UK’s Heathrow hikes passenger forecast as strong summer shrinks losses

By Eva Mathews

(Reuters) -Britain’s Heathrow Airport raised its 2023 passenger forecast on Thursday and reported a big fall in losses for the first nine months of the year following stronger-than-expected summer demand for travel.

The airport, west of London, said it now expects to handle about 79.3 million passengers this year, compared with an earlier forecast of between 70 million and 78 million.

It has benefited from more flights worldwide amid soaring travel demand as consumers continue to splurge on holidays in the wake of the pandemic, despite a cost-of-living squeeze.

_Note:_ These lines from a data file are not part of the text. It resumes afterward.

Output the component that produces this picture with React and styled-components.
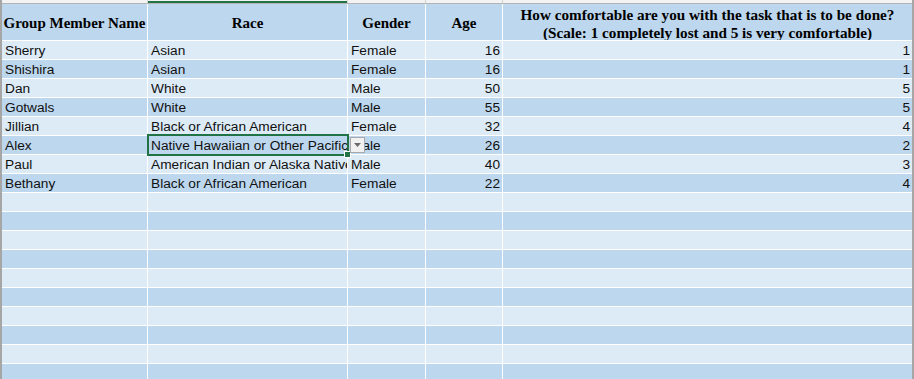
import React from 'react'
import styled, { createGlobalStyle } from 'styled-components'

const GlobalStyle = createGlobalStyle`
  html, body {
    margin: 0;
    padding: 0;
    background: #ffffff;
    overflow: hidden;
  }
`;

const COLS = '145px 199px 77px 76px 409px';

const people = [
  { name: 'Sherry', race: 'Asian', gender: 'Female', age: 16, score: 1 },
  { name: 'Shishira', race: 'Asian', gender: 'Female', age: 16, score: 1 },
  { name: 'Dan', race: 'White', gender: 'Male', age: 50, score: 5 },
  { name: 'Gotwals', race: 'White', gender: 'Male', age: 55, score: 5 },
  { name: 'Jillian', race: 'Black or African American', gender: 'Female', age: 32, score: 4 },
  { name: 'Alex', race: 'Native Hawaiian or Other Pacific Islander', gender: 'Male', age: 26, score: 2, selected: true },
  { name: 'Paul', race: 'American Indian or Alaska Native', gender: 'Male', age: 40, score: 3 },
  { name: 'Bethany', race: 'Black or African American', gender: 'Female', age: 22, score: 4 },
];

const EMPTY_ROWS = 11;

const Sheet = styled.div`
  width: 914px;
  height: 379px;
  overflow: hidden;
  box-sizing: border-box;
  border-left: 2px solid #a6a6a6;
  border-right: 2px solid #a6a6a6;
  background: #ffffff;
`;

const TopStrip = styled.div`
  display: grid;
  grid-template-columns: ${COLS};
  column-gap: 1px;
  height: 3px;
  background: #d4d4d4;
  border-bottom: 1px solid #b4b4b4;
`;

const StripCell = styled.div`
  background: #f3f3f3;
  box-shadow: ${p => (p.$active ? 'inset 0 -2px 0 #217346' : 'none')};
`;

const Grid = styled.div`
  display: grid;
  grid-template-columns: ${COLS};
  grid-template-rows: 36px;
  grid-auto-rows: 18px;
  gap: 1px;
  background: #ffffff;
`;

const HeadCell = styled.div`
  background: #bdd7ee;
  display: flex;
  flex-direction: column;
  align-items: center;
  justify-content: center;
  padding-top: 2px;
  box-sizing: border-box;
  font-family: "Liberation Serif", "Times New Roman", serif;
  font-weight: bold;
  font-size: 15px;
  line-height: 18px;
  color: #000000;
  white-space: nowrap;
  overflow: hidden;
`;

const QuestionCell = styled(HeadCell)`
  padding-top: 0;
  justify-content: flex-start;
  font-size: 15.2px;
  & > span:first-child {
    margin-top: 2px;
  }
`;

const Cell = styled.div`
  position: relative;
  background: ${p => (p.$shade ? '#bdd7ee' : '#ddebf7')};
  font-family: "Liberation Sans", Arial, sans-serif;
  font-size: 13.7px;
  line-height: 18px;
  color: #111111;
  white-space: nowrap;
  z-index: ${p => (p.$selected ? 2 : 0)};
`;

const CellText = styled.div`
  overflow: hidden;
  padding: 1px ${p => (p.$right ? '2px' : '0')} 0 ${p => (p.$right ? '0' : '3px')};
  height: 18px;
  box-sizing: border-box;
  text-align: ${p => (p.$right ? 'right' : 'left')};
`;

const SelectionBox = styled.div`
  position: absolute;
  left: -1px;
  top: -2px;
  right: -2px;
  bottom: -2px;
  border: 2px solid #217346;
  pointer-events: none;
`;

const FillHandle = styled.div`
  position: absolute;
  right: -4px;
  bottom: -4px;
  width: 5px;
  height: 5px;
  background: #217346;
  border: 1px solid #ffffff;
`;

const DropButton = styled.div`
  position: absolute;
  left: 202px;
  top: 1px;
  width: 15px;
  height: 16px;
  box-sizing: border-box;
  background: #f1f1f1;
  border: 1px solid #a9a9a9;
  display: flex;
  align-items: center;
  justify-content: center;
`;

const App = () => {
  const blanks = Array.from({ length: EMPTY_ROWS });
  return (
    <>
      <GlobalStyle />
      <Sheet>
        <TopStrip>
          <StripCell />
          <StripCell $active />
          <StripCell />
          <StripCell />
          <StripCell />
        </TopStrip>
        <Grid>
          <HeadCell>Group Member Name</HeadCell>
          <HeadCell>Race</HeadCell>
          <HeadCell>Gender</HeadCell>
          <HeadCell>Age</HeadCell>
          <QuestionCell>
            <span>How comfortable are you with the task that is to be done?</span>
            <span>(Scale: 1 completely lost and 5 is very comfortable)</span>
          </QuestionCell>

          {people.map((p, i) => {
            const shade = i % 2 === 1;
            return (
              <React.Fragment key={p.name}>
                <Cell $shade={shade}><CellText>{p.name}</CellText></Cell>
                <Cell $shade={shade} $selected={p.selected}>
                  <CellText>{p.race}</CellText>
                  {p.selected && (
                    <>
                      <SelectionBox />
                      <FillHandle />
                      <DropButton>
                        <svg width="7" height="4" viewBox="0 0 7 4">
                          <path d="M0 0 L7 0 L3.5 4 Z" fill="#6b6b6b" />
                        </svg>
                      </DropButton>
                    </>
                  )}
                </Cell>
                <Cell $shade={shade}><CellText>{p.gender}</CellText></Cell>
                <Cell $shade={shade}><CellText $right>{p.age}</CellText></Cell>
                <Cell $shade={shade}><CellText $right>{p.score}</CellText></Cell>
              </React.Fragment>
            );
          })}

          {blanks.map((_, i) => {
            const shade = (people.length + i) % 2 === 1;
            return (
              <React.Fragment key={'b' + i}>
                <Cell $shade={shade} />
                <Cell $shade={shade} />
                <Cell $shade={shade} />
                <Cell $shade={shade} />
                <Cell $shade={shade} />
              </React.Fragment>
            );
          })}
        </Grid>
      </Sheet>
    </>
  );
}

export default App;
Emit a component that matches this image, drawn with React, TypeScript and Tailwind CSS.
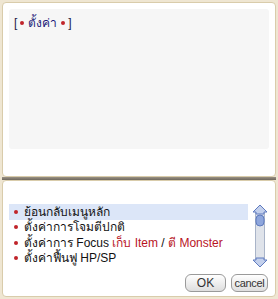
import React from "react";

const font = { fontFamily: '"Liberation Sans", Tahoma, "DejaVu Sans", sans-serif' };

function Dot({ size = 4 }: { size?: number }) {
  return (
    <span
      className="inline-block rounded-full bg-[#c0242a] align-middle"
      style={{ width: size, height: size }}
    />
  );
}

function ScrollBar() {
  return (
    <svg width="18" height="64" viewBox="0 0 18 64" className="shrink-0">
      {/* track */}
      <rect x="4.5" y="6" width="9" height="52" rx="4" fill="#dfe3ea" stroke="#a9b4c8" />
      {/* up arrow */}
      <path d="M9 1 L16 8 L13 8 L13 10 L5 10 L5 8 L2 8 Z" fill="#c3d0ec" stroke="#5f7bbf" strokeLinejoin="round" />
      {/* thumb */}
      <rect x="5" y="11" width="8" height="11" rx="4" fill="#8ea6dc" stroke="#5f7bbf" />
      {/* down arrow */}
      <path d="M9 63 L16 56 L13 56 L13 54 L5 54 L5 56 L2 56 Z" fill="#c3d0ec" stroke="#5f7bbf" strokeLinejoin="round" />
    </svg>
  );
}

const items: React.ReactNode[] = [
  "ย้อนกลับเมนูหลัก",
  "ตั้งค่าการโจมตีปกติ",
  <>
    ตั้งค่าการ Focus <span className="text-[#b8141f]">เก็บ Item</span> / <span className="text-[#b8141f]">ตี Monster</span>
  </>,
  "ตั้งค่าฟื้นฟู HP/SP",
];

export default function App() {
  return (
    <div className="w-[278px] h-[299px] bg-[#efe6d2] flex flex-col text-[12px] overflow-hidden" style={font}>
      {/* Top window */}
      <div className="h-[175px] mx-[2px] mt-[2px] bg-white border border-[#d9ccab] rounded-[4px] p-[6px]">
        <div className="h-[140px] bg-[#f6f6f6] rounded-[3px] px-[5px] pt-[6px] leading-[16px]">
          <div className="flex items-center gap-[3px]">
            <span className="text-[#1c1c48]">[</span>
            <Dot />
            <span className="text-[#1c1c7a] px-[1px]">ตั้งค่า</span>
            <Dot />
            <span className="text-[#1c1c48]">]</span>
          </div>
        </div>
      </div>

      {/* Separator */}
      <div className="h-[3px] mx-[2px] bg-gradient-to-b from-[#9a9286] to-[#6f685c]" />

      {/* Bottom window */}
      <div className="flex-1 mx-[2px] mb-[2px] bg-white border border-[#d9ccab] rounded-[4px] flex flex-col px-[6px] pt-[23px] pb-[4px]">
        <div className="flex gap-[3px]">
          <div className="flex-1 flex flex-col">
            {items.map((it, i) => (
              <div
                key={i}
                className={`h-[15.5px] flex items-center pl-[5px] whitespace-nowrap text-[#111] leading-none ${i === 0 ? "bg-[#dce6f8]" : ""}`}
              >
                <Dot />
                <span className="ml-[6px]">{it}</span>
              </div>
            ))}
          </div>
          <ScrollBar />
        </div>
        <div className="flex justify-end gap-[5px] mt-auto pr-[1px]">
          <button className="w-[41px] h-[18px] rounded-[6px] border border-[#9a9a9a] bg-gradient-to-b from-white to-[#dedede] text-[#333] text-[12px] leading-none p-0">
            OK
          </button>
          <button className="w-[37px] h-[18px] rounded-[6px] border border-[#9a9a9a] bg-gradient-to-b from-white to-[#dedede] text-[#333] text-[11px] leading-none p-0 tracking-[-0.3px]">
            cancel
          </button>
        </div>
      </div>
    </div>
  );
}
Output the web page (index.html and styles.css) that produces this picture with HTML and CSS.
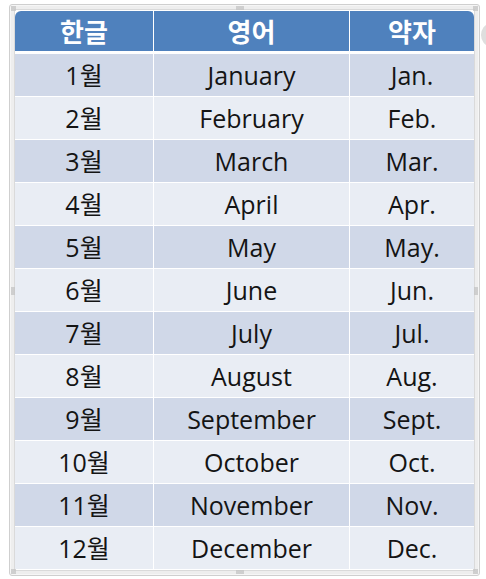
FILE: index.html
```html
<!DOCTYPE html>
<html lang="ko">
<head>
<meta charset="utf-8">
<link rel="stylesheet" href="styles.css">
</head>
<body>
<div class="page">
  <div class="frame">
    <span class="dots tl"></span><span class="dots tm"></span><span class="dots tr"></span>
    <span class="dots ml"></span><span class="dots mr"></span>
    <span class="dots bl"></span><span class="dots bm"></span><span class="dots br"></span>
    <table class="months">
      <thead>
        <tr><th>한글</th><th>영어</th><th>약자</th></tr>
      </thead>
      <tbody>
        <tr><td>1월</td><td>January</td><td>Jan.</td></tr>
        <tr><td>2월</td><td>February</td><td>Feb.</td></tr>
        <tr><td>3월</td><td>March</td><td>Mar.</td></tr>
        <tr><td>4월</td><td>April</td><td>Apr.</td></tr>
        <tr><td>5월</td><td>May</td><td>May.</td></tr>
        <tr><td>6월</td><td>June</td><td>Jun.</td></tr>
        <tr><td>7월</td><td>July</td><td>Jul.</td></tr>
        <tr><td>8월</td><td>August</td><td>Aug.</td></tr>
        <tr><td>9월</td><td>September</td><td>Sept.</td></tr>
        <tr><td>10월</td><td>October</td><td>Oct.</td></tr>
        <tr><td>11월</td><td>November</td><td>Nov.</td></tr>
        <tr><td>12월</td><td>December</td><td>Dec.</td></tr>
      </tbody>
    </table>
  </div>
  <span class="knob"></span>
</div>
</body>
</html>
```
FILE: styles.css
```css
html, body {
  margin: 0;
  padding: 0;
  background: #ffffff;
}
.page {
  position: relative;
  width: 486px;
  height: 579px;
  overflow: hidden;
}
.frame {
  position: relative;
  margin: 4px 0 0 9px;
  width: 459px;
  height: 561px;
  padding: 6px 5px 3px 5px;
  border: 1px solid #cfcfcf;
  border-radius: 3px;
  background: #ffffff;
  box-shadow: inset 0 0 0 1px #f6f6f6, inset 0 0 0 4px #eeeeee, inset 0 0 0 5px #dadada;
}
.months {
  border-collapse: collapse;
  width: 459px;
  table-layout: fixed;
  font-family: "Open Sans", "Noto Sans CJK KR", sans-serif;
  font-size: 25px;
  text-align: center;
}
.months th:nth-child(1), .months td:nth-child(1) { width: 138px; }
.months th:nth-child(2), .months td:nth-child(2) { width: 195px; }
.months th, .months td {
  height: 42px;
  padding: 0;
  border: 1px solid #ffffff;
  line-height: 42px;
}
.months th {
  background: #4f81bd;
  color: #ffffff;
  font-family: "Noto Sans CJK KR", sans-serif;
  font-weight: 700;
  font-size: 26px;
  border-top: 0;
  border-bottom: 3px solid #ffffff;
  height: 40px;
  line-height: 40px;
}
.months th:first-child { border-left: 0; border-top-left-radius: 6px; }
.months th:last-child { border-right: 0; border-top-right-radius: 6px; }
.months td:first-child { border-left: 0; }
.months td:last-child { border-right: 0; }
.months tbody tr:nth-child(odd) td { background: #d0d8e8; }
.months tbody tr:nth-child(even) td { background: #e9edf4; }
.months td { color: #141414; }

.dots {
  position: absolute;
  width: 8px;
  height: 4px;
  background-image: radial-gradient(circle, #c4c4c4 0.6px, transparent 1px);
  background-size: 2px 2px;
}
.dots.tl { left: 1px; top: 1px; width: 5px; height: 5px; }
.dots.tr { right: 1px; top: 1px; width: 5px; height: 5px; }
.dots.bl { left: 1px; bottom: 1px; width: 5px; height: 5px; }
.dots.br { right: 1px; bottom: 1px; width: 5px; height: 5px; }
.dots.tm { left: 226px; top: 1px; }
.dots.bm { left: 226px; bottom: 1px; }
.dots.ml { left: 1px; top: 282px; width: 4px; height: 8px; }
.dots.mr { right: 1px; top: 282px; width: 4px; height: 8px; }
.knob {
  position: absolute;
  left: 481px;
  top: 24px;
  width: 18px;
  height: 22px;
  border-radius: 50%;
  background: #dedede;
}
```
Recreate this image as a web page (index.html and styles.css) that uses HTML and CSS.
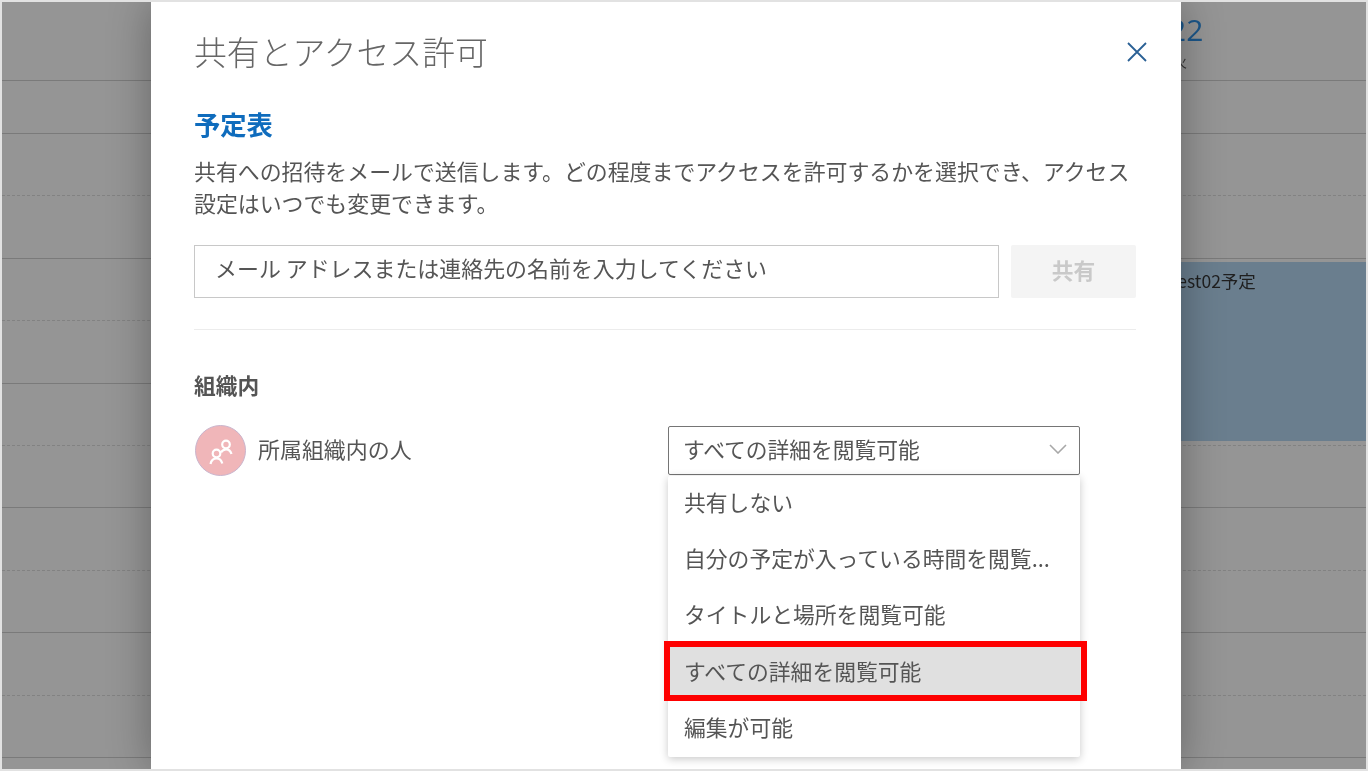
FILE: index.html
```html
<!DOCTYPE html>
<html lang="ja">
<head>
<meta charset="utf-8">
<title>共有とアクセス許可</title>
<link rel="stylesheet" href="styles.css">
</head>
<body>
<div class="frame">
  <div class="calendar">
    <div class="cal-head">
      <div class="cal-date">
        <div class="date-num">22</div>
        <div class="date-day">火</div>
      </div>
    </div>
    <div class="cal-allday"></div>
    <div class="cal-row"></div>
    <div class="cal-row"></div>
    <div class="cal-row"></div>
    <div class="cal-row"></div>
    <div class="cal-row"></div>
    <div class="cal-row"></div>
    <div class="cal-row"></div>
    <div class="cal-row"></div>
    <div class="cal-row"></div>
    <div class="cal-row"></div>
    <div class="event">test02予定</div>
  </div>

  <section class="modal">
    <header class="modal-head">
      <h1 class="modal-title">共有とアクセス許可</h1>
      <svg class="close" viewBox="0 0 20 20" width="20" height="20" aria-hidden="true"><path d="M1 1 19 19M19 1 1 19"/></svg>
    </header>
    <h2 class="cal-name">予定表</h2>
    <p class="desc">共有への招待をメールで送信します。どの程度までアクセスを許可するかを選択でき、アクセス設定はいつでも変更できます。</p>
    <div class="invite">
      <div class="invite-input">メール アドレスまたは連絡先の名前を入力してください</div>
      <div class="share-btn">共有</div>
    </div>
    <hr class="divider">
    <h3 class="group">組織内</h3>
    <div class="person">
      <div class="person-info">
        <div class="avatar">
          <svg viewBox="0 0 50 50" width="50" height="50" aria-hidden="true">
            <circle cx="30" cy="18.500" r="3.800"/>
            <path d="M25 26.500c1.500-2.500 3-3.200 5-3.200 2.800 0 4.600 1.700 5.500 4.700"/>
            <circle cx="20.500" cy="27.500" r="3.800"/>
            <path d="M14.500 38c.7-3.600 2.900-5.700 6-5.700 3 0 5 2 5.800 5.200"/>
          </svg>
        </div>
        <span class="person-name">所属組織内の人</span>
      </div>
      <div class="picker">
        <div class="select">
          <span>すべての詳細を閲覧可能</span>
          <svg class="chevron" viewBox="0 0 18 10" width="18" height="10" aria-hidden="true"><path d="M1 1 9 9 17 1"/></svg>
        </div>
        <ul class="menu">
          <li class="menu-item">共有しない</li>
          <li class="menu-item">自分の予定が入っている時間を閲覧...</li>
          <li class="menu-item">タイトルと場所を閲覧可能</li>
          <li class="menu-item selected">すべての詳細を閲覧可能</li>
          <li class="menu-item">編集が可能</li>
        </ul>
      </div>
    </div>
  </section>
</div>
</body>
</html>
```
FILE: styles.css
```css
* { box-sizing: border-box; }

html, body {
  margin: 0;
  padding: 0;
  height: 771px;
  overflow: hidden;
  background: #e4e4e4;
}

body {
  font-family: "Noto Sans CJK JP", "Noto Sans", sans-serif;
  color: #555;
}

.frame {
  position: relative;
  width: 1368px;
  height: 771px;
  border: 2px solid #e2e2e2;
  overflow: hidden;
  filter: blur(0.4px);
}

.calendar {
  position: relative;
  height: 100%;
  background: #959595;
}

.cal-head {
  height: 79px;
  border-bottom: 1px solid #7a7a7a;
  display: flex;
  justify-content: flex-end;
  padding-right: 163px;
}

.cal-date { width: 34px; padding-top: 10px; }

.date-num {
  font-family: "Open Sans", sans-serif;
  font-size: 30px;
  line-height: 36px;
  color: #1b5689;
}

.date-day {
  margin-top: 3px;
  padding-left: 4px;
  font-size: 14px;
  line-height: 20px;
  color: #333;
}

.cal-allday {
  height: 53px;
  border-bottom: 1px solid #7a7a7a;
}

.cal-row {
  height: 62.4px;
  border-bottom: 1px solid #7a7a7a;
}

.cal-row:nth-child(odd) { border-bottom: 1px dashed #828282; }

.event {
  position: absolute;
  top: 260px;
  left: 1000px;
  right: 0;
  height: 179px;
  padding: 7px 0 0 169px;
  background: #6a7e8e;
  font-size: 17.500px;
  line-height: 24px;
  color: #1f1f1f;
  white-space: nowrap;
  text-align: left;
}

.modal {
  position: absolute;
  top: 0;
  left: 149px;
  bottom: 0;
  width: 1030px;
  padding: 0 45px 0 43px;
  background: #fff;
  box-shadow: 0 0 40px rgba(0, 0, 0, 0.32);
}

.modal-head {
  display: flex;
  align-items: center;
  justify-content: space-between;
  height: 102px;
  padding-bottom: 4px;
}

.modal-title {
  margin: 0;
  font-size: 32.850px;
  font-weight: 300;
  line-height: 48px;
  color: #666;
}

.close {
  margin: 2px -11px 0 0;
  flex: none;
}

.close path {
  fill: none;
  stroke: #2a6095;
  stroke-width: 1.8;
}

.cal-name {
  margin: 0;
  font-size: 26.300px;
  font-weight: 700;
  line-height: 40px;
  color: #0f6cbd;
}

.desc {
  margin: 11px 0 0;
  font-size: 21.900px;
  line-height: 32px;
  color: #555;
}

.invite {
  display: flex;
  gap: 12px;
  margin-top: 26px;
}

.invite-input {
  flex: 1;
  height: 53px;
  padding-left: 20px;
  border: 1.500px solid #c8c8c8;
  font-size: 21.950px;
  line-height: 44px;
  color: #555;
}

.share-btn {
  width: 125px;
  height: 53px;
  border-radius: 2px;
  background: #f4f4f4;
  font-size: 21.700px;
  font-weight: 700;
  line-height: 49px;
  text-align: center;
  color: #c9c9c9;
}

.divider {
  height: 1px;
  margin: 31px 0 0;
  border: 0;
  background: #ececec;
}

.group {
  margin: 39px 0 0;
  font-size: 21.700px;
  font-weight: 700;
  line-height: 32px;
  color: #555;
}

.person {
  display: flex;
  justify-content: space-between;
  padding: 0 56px 0 1px;
  margin-top: 24px;
}

.person-info {
  display: flex;
  align-items: center;
  gap: 12px;
  height: 51px;
}

.avatar {
  width: 51px;
  height: 51px;
  border-radius: 50%;
  background: #f0b6b9;
  border: 1px solid #c9b4cc;
}

.avatar svg { display: block; }

.avatar circle,
.avatar path {
  fill: none;
  stroke: #fff;
  stroke-width: 2.200;
}

.person-name {
  font-size: 21.950px;
  line-height: 46px;
  padding-bottom: 4px;
  color: #555;
}

.picker { width: 412px; padding-top: 1px; }

.select {
  display: flex;
  align-items: center;
  justify-content: space-between;
  height: 49px;
  padding: 0 12px 4px 14px;
  border: 1.500px solid #757575;
  border-radius: 2px;
  font-size: 21.750px;
  color: #555;
}

.chevron path {
  fill: none;
  stroke: #a8a8a8;
  stroke-width: 1.600;
}

.menu {
  list-style: none;
  margin: 1px 0 0;
  padding: 0;
  background: #fff;
  border-radius: 2px;
  box-shadow: 0 2px 8px rgba(0, 0, 0, 0.22);
}

.menu-item {
  position: relative;
  height: 56.200px;
  padding-left: 16px;
  font-size: 21.800px;
  line-height: 51px;
  color: #555;
  white-space: nowrap;
}

.selected { background: #e0e0e0; }

.selected::after {
  content: "";
  position: absolute;
  top: -4px;
  left: -4px;
  right: -7px;
  bottom: 0;
  border: 6px solid #fe0000;
}
```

“We have still conservative views around what could be the impact of cost of living in the recovery, but we haven’t seen any material impact from that at least yet,” Chief Financial Officer Javier Echave told Reuters in an interview.

The Asia-Pacific rebound has been a bright spot, given borders only reopened earlier in the year, the airport said.

Heathrow, owned by a consortium including infrastructure group Ferrovial as well as Qatari and Canadian investors, posted an adjusted loss before tax of 19 million pounds ($22.95 million) for the nine months to Sept. 30, compared with a 442 million pound loss in the same period last year.

It struggled with high costs due to labour shortages and operational problems last year, introducing a self-imposed cap of 100,000 daily passenger departures in July 2022.

Echave said Heathrow could return to profit as soon as the end of this year, or early next year, adding it was not currently seeing any material economic impact from the conflict in the Middle East.

The airport expects 2024 passenger traffic will be in line with the pre-pandemic level in 2019, when it reached 81 million.

Last week, a plan by Britain’s aviation regulator (CAA) to cut charges for airlines at Heathrow was given the go-ahead by competition authorities, despite opposition from the airport and its customers.

“While we have a tight settlement from the CAA, we will upgrade the airport for our customers,” new CEO Thomas Woldbye said on Thursday.